Branscombe was acknowledging when the EW warning speaker stated, “Third emitter. Bearing zero six nine. Designate Music Three.”
“Something in the works?” said Ammermann, getting up from the chair and questing back and forth like an alerted bird dog. God, the guy was annoying. Dan made a pushing-off gesture. He concentrated on the rightmost screen, where a launch would show up. Mobile jammers were, of course, mobile. But still, they were fat targets for U.S. antiradiation missiles. So they usually didn’t start transmitting unless there was a good reason.
And he could think of only two reasons for a coordinated jamming attack on Savo Island’s main radar.
One: An enemy missile was about to launch.
Two: An attack was imminent on Savo herself.
Regardless, the duel was on. His own beam was more powerful, and far swifter, a rapier to the daggers of the truck-mounted shoreside jammers. But many daggers could defeat one rapier.
Again: It was a duel of light sabers. At each point the beams clashed, the SPY-1’s radar picture was distorted, even obliterated. If the threat originated within those jammed regions, she couldn’t see it.
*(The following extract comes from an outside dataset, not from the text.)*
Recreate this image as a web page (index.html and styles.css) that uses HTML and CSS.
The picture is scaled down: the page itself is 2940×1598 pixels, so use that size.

No matter how powerfully her own beam burned.
The 21MC. “CIC, Radio: Voice transmission from Cypriote joint rescue coordination center at Zygi. They don’t have a ship available to render assistance. M/V Paraskevi is foundering. Four hundred and eighteen souls. Lifeboats available, but seas are heavy. They request we render assistance, at the following position. Latitude thirty-four degrees, twelve minutes north. Longitude, thirty-two degrees, fifty-nine east…”
The voices faded. Heads lifted across the compartment, swung in his direction.
Data existed everywhere. Simultaneously. But decision, power … was that what he had? It didn’t feel like it. It felt as if he had no choice.